Monday, November 16, 2009

The maple-glazed crown

Somehow the perception that nobody cared about the visit of the prince and his duchess suddenly led "everyone" to start pondering the state of the monarchy.

Andrew Coyne had some, for him, extraordinarily ill-informed opinions on CBC News's opinion panel late last week (Ireland appoints its president? No.), but it was funny how much he horrified the usually phegmatic Chantal Hébert. Michael Valpy's long piece in the Globe was mostly sentimental mooning, but he added the argument that it's just too hard -- Canada's simply not capable of addressing the head-of-state issue. "Cross-Country Checkup" on CBC-One did two hours on the subject (not much on the website yet), but added more heat than light. This morning John Fraser in the Globe's letters column really plumbed the depths: it's those who think this country ought to be responsible for its own affairs under its own head of state, apparently, who are the self-hating Canadians! ("They essentially hate their country.")

The Globe's editorialists, however, did rather better. They acknowledge that the Governor General is the real practical, head of state ("the Governor-General, the face of a new Canada, a symbol of our present and future and, in all but name, our head of state"). More important, they address the vital governance issue. Since the governor-general is de facto head of the Canadian state, they declare, we need to choose occupants of that office by process better than simple patronage. The Globe used to think the GG should be chosen by the Order of Canada, now they want to create a special panel to do the job. They still cannot imagine election.

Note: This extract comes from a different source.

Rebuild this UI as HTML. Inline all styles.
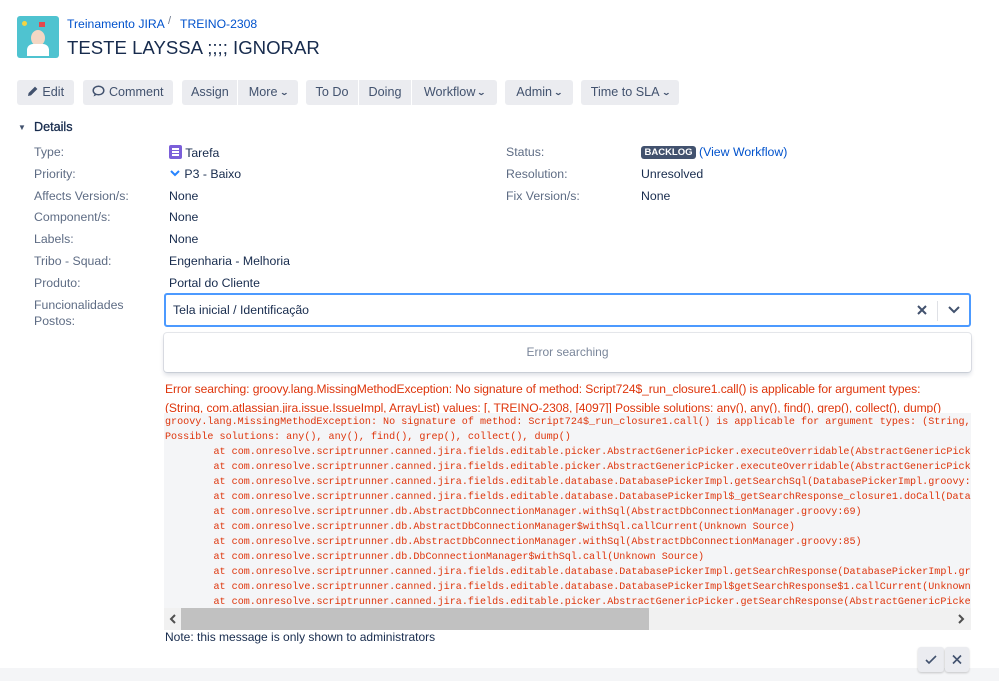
<!DOCTYPE html>
<html><head><meta charset="utf-8"><style>
*{box-sizing:border-box;margin:0;padding:0}
body{width:999px;height:681px;overflow:hidden;background:#fff;font-family:"Liberation Sans",sans-serif;color:#172b4d;font-size:12.3px;position:relative}
.abs{position:absolute;white-space:nowrap}
a{color:#0052cc;text-decoration:none}
.btn{position:absolute;top:80px;height:25px;background:#ebecf0;border-radius:3px;color:#42526e;font-size:12.6px;line-height:25px;padding:0 9px;white-space:nowrap;text-align:center}
.btn span{display:inline-block;transform:scaleX(1.4);font-weight:bold;font-size:8px;vertical-align:1px;margin-left:3px}
.lbl{position:absolute;left:34px;color:#5e6c84;font-size:12.3px;white-space:nowrap}
.val{position:absolute;left:169px;font-size:12.3px;white-space:nowrap}
pre{font-family:"Liberation Mono",monospace;font-size:10.1px;line-height:15px;color:#de350b;tab-size:8}
</style></head><body>
<div class="abs" style="left:17px;top:16px;width:42px;height:42px;background:#4fc3d0;border-radius:3px;overflow:hidden">
<div style="position:absolute;left:14px;top:14px;width:14px;height:16px;background:#f3d7c4;border-radius:50%"></div>
<div style="position:absolute;left:10px;top:28px;width:22px;height:12px;background:#fff;border-radius:6px 6px 0 0"></div>
<div style="position:absolute;left:5px;top:5px;width:5px;height:5px;background:#f5d442;border-radius:50%"></div>
<div style="position:absolute;left:22px;top:6px;width:6px;height:5px;background:#e5484d"></div>
</div>
<a class="abs" style="left:67px;top:17px;font-size:12.2px">Treinamento JIRA</a>
<span class="abs" style="left:168px;top:15px;color:#6b778c;font-size:11px">/</span>
<a class="abs" style="left:180px;top:17px;font-size:12.2px">TREINO-2308</a>
<div class="abs" style="left:67px;top:37px;font-size:18.6px">TESTE LAYSSA ;;;; IGNORAR</div>

<div class="btn" style="left:17px;width:57px"><svg width="12" height="12" viewBox="0 0 12 12" style="vertical-align:-1px"><path d="M1 11l.6-3L8 1.6l2.4 2.4L4 10.4z" fill="#42526e"/></svg> Edit</div>
<div class="btn" style="left:83px;width:90px"><svg width="13" height="12" viewBox="0 0 13 12" style="vertical-align:-1px"><ellipse cx="6.5" cy="5.5" rx="5.3" ry="4.3" fill="none" stroke="#42526e" stroke-width="1.5"/><path d="M2.5 9l-1 2.5 3-1.5" fill="#42526e"/></svg> Comment</div>
<div class="btn" style="left:182px;width:55px;border-radius:3px 0 0 3px">Assign</div>
<div class="btn" style="left:238px;width:60px;border-radius:0 3px 3px 0">More<span>&#8964;</span></div>
<div class="btn" style="left:306px;width:52px;border-radius:3px 0 0 3px">To Do</div>
<div class="btn" style="left:359px;width:52px;border-radius:0">Doing</div>
<div class="btn" style="left:412px;width:85px;border-radius:0 3px 3px 0">Workflow<span>&#8964;</span></div>
<div class="btn" style="left:505px;width:68px">Admin<span>&#8964;</span></div>
<div class="btn" style="left:581px;width:98px">Time to SLA<span>&#8964;</span></div>

<div class="abs" style="left:18px;top:123px;font-size:8px;color:#42526e">&#9660;</div>
<div class="abs" style="left:34px;top:120px;font-size:12.6px;-webkit-text-stroke:.3px #172b4d">Details</div>

<div class="lbl" style="top:145px">Type:</div>
<div class="lbl" style="top:167px">Priority:</div>
<div class="lbl" style="top:189px">Affects Version/s:</div>
<div class="lbl" style="top:210px">Component/s:</div>
<div class="lbl" style="top:232px">Labels:</div>
<div class="lbl" style="top:254px">Tribo - Squad:</div>
<div class="lbl" style="top:276px">Produto:</div>
<div class="lbl" style="top:297px;line-height:16px">Funcionalidades<br>Postos:</div>

<div class="val" style="top:145px"><span style="display:inline-block;width:13px;height:14px;background:#7b5fd9;border-radius:2px;vertical-align:-2px;position:relative"><span style="position:absolute;left:3px;top:3px;width:7px;height:1.5px;background:#fff;box-shadow:0 3px #fff,0 6px #fff"></span></span> Tarefa</div>
<div class="val" style="top:167px"><svg width="12" height="10" viewBox="0 0 12 10" style="vertical-align:0"><path d="M2 3l4 4 4-4" fill="none" stroke="#2684ff" stroke-width="2"/></svg> P3 - Baixo</div>
<div class="val" style="top:189px">None</div>
<div class="val" style="top:210px">None</div>
<div class="val" style="top:232px">None</div>
<div class="val" style="top:254px">Engenharia - Melhoria</div>
<div class="val" style="top:276px">Portal do Cliente</div>

<div class="lbl" style="left:506px;top:145px">Status:</div>
<div class="lbl" style="left:506px;top:167px">Resolution:</div>
<div class="lbl" style="left:506px;top:189px">Fix Version/s:</div>
<div class="abs" style="left:641px;top:146px;background:#42526e;color:#fff;font-size:9.5px;font-weight:bold;padding:1px 0;border-radius:3px;width:55px;text-align:center">BACKLOG</div>
<a class="abs" style="left:699px;top:145px">(View Workflow)</a>
<div class="abs" style="left:641px;top:167px">Unresolved</div>
<div class="abs" style="left:641px;top:189px">None</div>

<div class="abs" style="left:164px;top:293px;width:807px;height:34px;border:2px solid #4c9aff;border-radius:3px;background:#fff"></div>
<div class="abs" style="left:173px;top:303px">Tela inicial / Identificação</div>
<svg class="abs" style="left:916px;top:304px" width="12" height="12" viewBox="0 0 12 12"><path d="M2 2l8 8M10 2l-8 8" stroke="#42526e" stroke-width="2"/></svg>
<div class="abs" style="left:937px;top:301px;width:1px;height:20px;background:#dfe1e6"></div>
<svg class="abs" style="left:947px;top:305px" width="14" height="10" viewBox="0 0 14 10"><path d="M2 2l5 5 5-5" fill="none" stroke="#42526e" stroke-width="2"/></svg>
<div class="abs" style="left:164px;top:333px;width:807px;height:39px;border-radius:3px;box-shadow:0 0 0 1px rgba(9,30,66,.1),0 3px 5px rgba(9,30,66,.15);background:#fff;text-align:center;line-height:39px;color:#7a869a;font-size:12px">Error searching</div>

<div class="abs" style="left:165px;top:380px;color:#de350b;font-size:12.1px;line-height:18.5px;white-space:normal;width:785px;letter-spacing:-0.1px">Error searching: groovy.lang.MissingMethodException: No signature of method: Script724$_run_closure1.call() is applicable for argument types: (String, com.atlassian.jira.issue.IssueImpl, ArrayList) values: [, TREINO-2308, [4097]] Possible solutions: any(), any(), find(), grep(), collect(), dump() <b>&#187;</b></div>
<div class="abs" style="left:164px;top:413px;width:807px;height:217px;background:#f4f5f7;overflow:hidden">
<pre style="padding:2px 0 0 1px">groovy.lang.MissingMethodException: No signature of method: Script724$_run_closure1.call() is applicable for argument types: (String, com.atlassian.jira
Possible solutions: any(), any(), find(), grep(), collect(), dump()
	at com.onresolve.scriptrunner.canned.jira.fields.editable.picker.AbstractGenericPicker.executeOverridable(AbstractGenericPicker.groovy:1
	at com.onresolve.scriptrunner.canned.jira.fields.editable.picker.AbstractGenericPicker.executeOverridable(AbstractGenericPicker.groovy:1
	at com.onresolve.scriptrunner.canned.jira.fields.editable.database.DatabasePickerImpl.getSearchSql(DatabasePickerImpl.groovy:280)
	at com.onresolve.scriptrunner.canned.jira.fields.editable.database.DatabasePickerImpl$_getSearchResponse_closure1.doCall(DatabasePick
	at com.onresolve.scriptrunner.db.AbstractDbConnectionManager.withSql(AbstractDbConnectionManager.groovy:69)
	at com.onresolve.scriptrunner.db.AbstractDbConnectionManager$withSql.callCurrent(Unknown Source)
	at com.onresolve.scriptrunner.db.AbstractDbConnectionManager.withSql(AbstractDbConnectionManager.groovy:85)
	at com.onresolve.scriptrunner.db.DbConnectionManager$withSql.call(Unknown Source)
	at com.onresolve.scriptrunner.canned.jira.fields.editable.database.DatabasePickerImpl.getSearchResponse(DatabasePickerImpl.groovy:11
	at com.onresolve.scriptrunner.canned.jira.fields.editable.database.DatabasePickerImpl$getSearchResponse$1.callCurrent(Unknown Source)
	at com.onresolve.scriptrunner.canned.jira.fields.editable.picker.AbstractGenericPicker.getSearchResponse(AbstractGenericPicker.groovy:
</pre>
<div style="position:absolute;left:0;top:195px;width:807px;height:22px;background:#f1f1f1"></div>
<div style="position:absolute;left:17px;top:195px;width:468px;height:22px;background:#c1c1c1"></div>
<svg style="position:absolute;left:5px;top:201px" width="8" height="10" viewBox="0 0 8 10"><path d="M6 1L2 5l4 4" fill="none" stroke="#505050" stroke-width="2"/></svg>
<svg style="position:absolute;right:6px;top:201px" width="8" height="10" viewBox="0 0 8 10"><path d="M2 1l4 4-4 4" fill="none" stroke="#505050" stroke-width="2"/></svg>
</div>
<div class="abs" style="left:165px;top:630px;font-size:12px">Note: this message is only shown to administrators</div>
<div class="abs" style="left:0;top:668px;width:999px;height:13px;background:#f4f5f7"></div>
<div class="abs" style="left:918px;top:647px;width:26px;height:25px;background:#ebecf0;border-radius:3px;box-shadow:0 1px 2px rgba(0,0,0,.2)"><svg width="26" height="25" viewBox="0 0 26 25"><path d="M8 13l3 3 7-7" fill="none" stroke="#42526e" stroke-width="1.6"/></svg></div>
<div class="abs" style="left:945px;top:647px;width:24px;height:25px;background:#ebecf0;border-radius:3px;box-shadow:0 1px 2px rgba(0,0,0,.2)"><svg width="24" height="25" viewBox="0 0 24 25"><path d="M8 8.5l8 8M16 8.5l-8 8" stroke="#42526e" stroke-width="1.6"/></svg></div>
</body></html>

I'm on record as favouring the confirmation of the Governor-General as head of state and of choosing future governors general by election. That modification ought to involve broad consultation within Canada and with other countries with the same aspiration, but as a matter of constitutional plumbing the Coynes, Valpys, Murphys and others seem to me quite mistaken in claiming the adjustment would be hellishly difficult.

Somewhat to my surprise, the calmest, most modest, most practical commentary I heard on the whole subject came from the semi-official abolitionist spokesperson on Checkup. He may have come from this organization, though I'll correct or confirm that when I can. (Update: it was indeed Tom Freda of Citizens for a Canadian Republic.) It's time, it's popular, it's actually a modest change, it would not be very difficult to do, it would reinforce rather than undermine Canadian traditions... it seemed to me he had nearly every point right. I'd love to hear, say, Michael Ignatieff muse along these lines. He used to be a thoughtful, intellectual sort of guy; I hope his new job doesn't preclude that.

Update, November 17: Historical smackdown! In a letter to the editor, Michael Bliss rips into John Fraser's monarchist meanderings. Readers of the tribute volume published in Bliss's honour last year will know there's some backstory here. Fraser wrote an introduction to the festschrift, Bliss is a fellow at Massey College, where Fraser is master, and their families go way back. To their credit, it doesn't inhibit their frank expression of conflicting views.